Sandrine Peraldi

I hold a Master’s degree in Language industry and specialised translation as well as a Master’s degree and a PhD in Theoretical, Descriptive and Automatic Linguistics at Paris Diderot University, with a specialisation in terminology, corpus linguistics and language for specific purposes.

As ISIT’s former Research Director over a decade, I was in charge of developing ISIT’s research strategy and orientations, while fostering international partnerships with renowned research centres (CNRS, LIMSI, INSA de Rouen, etc.) and leading a team of more than 30 researchers. I have coordinated several EU-funded projects (QUALETRA, TransCert, PICT, AGORA, etc.) and has an extensive expertise in developing successful applied research projects, enabling Master students to engage with researchers and industry on research-led projects.

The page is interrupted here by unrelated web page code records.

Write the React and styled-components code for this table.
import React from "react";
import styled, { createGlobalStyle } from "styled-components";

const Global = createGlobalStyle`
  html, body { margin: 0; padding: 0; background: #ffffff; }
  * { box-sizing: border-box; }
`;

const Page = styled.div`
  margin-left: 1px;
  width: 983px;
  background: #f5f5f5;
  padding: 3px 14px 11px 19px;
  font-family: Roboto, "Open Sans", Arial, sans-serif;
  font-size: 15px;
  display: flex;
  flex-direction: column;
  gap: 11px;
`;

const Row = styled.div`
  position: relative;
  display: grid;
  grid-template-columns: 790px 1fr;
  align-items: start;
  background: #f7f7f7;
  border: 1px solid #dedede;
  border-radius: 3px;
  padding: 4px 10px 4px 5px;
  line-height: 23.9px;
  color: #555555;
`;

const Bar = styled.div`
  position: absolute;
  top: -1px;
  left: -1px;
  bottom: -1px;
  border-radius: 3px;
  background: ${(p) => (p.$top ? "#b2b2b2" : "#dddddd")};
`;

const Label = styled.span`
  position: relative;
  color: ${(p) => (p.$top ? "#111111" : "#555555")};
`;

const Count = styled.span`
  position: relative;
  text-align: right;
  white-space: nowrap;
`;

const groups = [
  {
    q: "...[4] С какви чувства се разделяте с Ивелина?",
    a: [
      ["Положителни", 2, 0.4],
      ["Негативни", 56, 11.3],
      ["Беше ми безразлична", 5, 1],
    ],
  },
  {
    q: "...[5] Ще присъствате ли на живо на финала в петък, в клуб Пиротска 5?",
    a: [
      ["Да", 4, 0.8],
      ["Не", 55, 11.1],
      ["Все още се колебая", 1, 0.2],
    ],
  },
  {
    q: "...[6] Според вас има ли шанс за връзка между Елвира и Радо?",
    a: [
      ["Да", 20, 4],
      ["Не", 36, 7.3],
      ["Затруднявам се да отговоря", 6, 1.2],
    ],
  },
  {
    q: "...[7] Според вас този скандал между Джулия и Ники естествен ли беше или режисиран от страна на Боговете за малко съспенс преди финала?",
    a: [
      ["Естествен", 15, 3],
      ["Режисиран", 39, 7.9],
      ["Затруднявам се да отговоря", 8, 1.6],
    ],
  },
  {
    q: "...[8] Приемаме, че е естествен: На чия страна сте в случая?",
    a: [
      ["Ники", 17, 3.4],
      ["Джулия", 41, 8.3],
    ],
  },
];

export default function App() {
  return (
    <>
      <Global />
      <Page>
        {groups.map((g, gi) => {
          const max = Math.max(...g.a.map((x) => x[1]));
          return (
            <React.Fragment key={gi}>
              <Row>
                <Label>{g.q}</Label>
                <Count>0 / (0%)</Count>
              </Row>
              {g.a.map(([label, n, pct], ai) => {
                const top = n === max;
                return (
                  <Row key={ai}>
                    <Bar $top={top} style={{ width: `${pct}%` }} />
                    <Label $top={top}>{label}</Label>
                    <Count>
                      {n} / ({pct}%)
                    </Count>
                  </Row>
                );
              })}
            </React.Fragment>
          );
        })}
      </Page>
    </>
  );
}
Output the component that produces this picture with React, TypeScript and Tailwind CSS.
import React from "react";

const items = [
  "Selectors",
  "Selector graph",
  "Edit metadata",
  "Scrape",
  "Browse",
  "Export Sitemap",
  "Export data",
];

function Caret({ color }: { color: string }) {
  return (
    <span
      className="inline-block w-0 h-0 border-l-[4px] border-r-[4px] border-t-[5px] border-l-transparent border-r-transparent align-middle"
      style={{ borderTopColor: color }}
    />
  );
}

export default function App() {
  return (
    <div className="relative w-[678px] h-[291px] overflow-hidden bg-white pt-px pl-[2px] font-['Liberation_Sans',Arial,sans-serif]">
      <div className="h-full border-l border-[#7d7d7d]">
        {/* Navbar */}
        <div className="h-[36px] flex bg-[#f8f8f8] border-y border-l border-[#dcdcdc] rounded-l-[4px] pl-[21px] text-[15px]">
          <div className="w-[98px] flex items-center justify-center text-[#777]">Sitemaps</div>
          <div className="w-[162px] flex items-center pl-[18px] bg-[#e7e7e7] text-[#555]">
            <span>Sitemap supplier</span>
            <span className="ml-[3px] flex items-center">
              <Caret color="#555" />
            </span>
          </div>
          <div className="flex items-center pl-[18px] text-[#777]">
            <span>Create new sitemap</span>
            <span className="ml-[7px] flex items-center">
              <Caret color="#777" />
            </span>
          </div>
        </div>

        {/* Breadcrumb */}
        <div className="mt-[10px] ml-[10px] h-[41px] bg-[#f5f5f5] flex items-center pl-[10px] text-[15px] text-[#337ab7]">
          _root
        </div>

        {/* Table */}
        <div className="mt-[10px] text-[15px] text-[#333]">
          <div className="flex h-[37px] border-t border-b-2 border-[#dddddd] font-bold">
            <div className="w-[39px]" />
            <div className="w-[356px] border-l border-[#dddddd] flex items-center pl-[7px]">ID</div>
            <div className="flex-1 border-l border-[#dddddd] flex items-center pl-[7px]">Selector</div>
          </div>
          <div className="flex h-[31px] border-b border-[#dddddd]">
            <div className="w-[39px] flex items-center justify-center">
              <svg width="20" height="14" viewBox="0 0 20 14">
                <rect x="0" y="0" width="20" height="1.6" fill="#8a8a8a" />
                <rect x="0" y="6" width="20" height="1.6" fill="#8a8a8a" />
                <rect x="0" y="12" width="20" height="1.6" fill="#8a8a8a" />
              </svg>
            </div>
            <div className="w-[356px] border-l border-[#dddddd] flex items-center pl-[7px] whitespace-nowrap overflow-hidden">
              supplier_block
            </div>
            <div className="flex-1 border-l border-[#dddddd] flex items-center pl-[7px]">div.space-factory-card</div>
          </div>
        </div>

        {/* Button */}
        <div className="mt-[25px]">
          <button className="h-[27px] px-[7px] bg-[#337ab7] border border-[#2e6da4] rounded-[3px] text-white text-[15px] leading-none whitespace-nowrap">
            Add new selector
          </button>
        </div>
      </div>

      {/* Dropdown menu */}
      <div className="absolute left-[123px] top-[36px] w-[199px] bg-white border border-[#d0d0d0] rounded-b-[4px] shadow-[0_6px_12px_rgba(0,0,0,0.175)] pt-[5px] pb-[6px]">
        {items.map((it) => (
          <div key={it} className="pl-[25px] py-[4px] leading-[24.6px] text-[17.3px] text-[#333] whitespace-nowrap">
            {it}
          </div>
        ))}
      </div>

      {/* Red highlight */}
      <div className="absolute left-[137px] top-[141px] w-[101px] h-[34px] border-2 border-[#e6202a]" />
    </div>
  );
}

Within ISIT, I have lectured and supervised Master students’ thesis in terminology, corpus linguistics, translation studies and machine translation. I was also Editor in chief of the Bulletin du CRATIL, ISIT’s quarterly scientific journal.

As a researcher, I have published more than 40 research and conference papers in the fields of corpus linguistics, terminology and discourse analysis, focusing especially on the functioning of terms in context (collocates, term variation, lexical creativity, etc.) and the conceptual organisation of specialised knowledge (multidimensionality, conceptual indeterminacy, exploitation of semantic relations, etc.) in scientific, technical and legal discourse through tool- and corpus-based approaches. She also specialises in machine translation (analysis of the quality of MT output, errors typology, training of MT systems, analysis of post-editing cognitive efforts and strategies, etc.)

I will be lecturing in Intercultural communication and Corpus linguistics both in undergraduate and postgraduate programmes, while supervising my first PhD students. I have joined the School of Languages, Cultures & Linguistics with a view to fostering interdisciplinary corpus-based research projects across the university.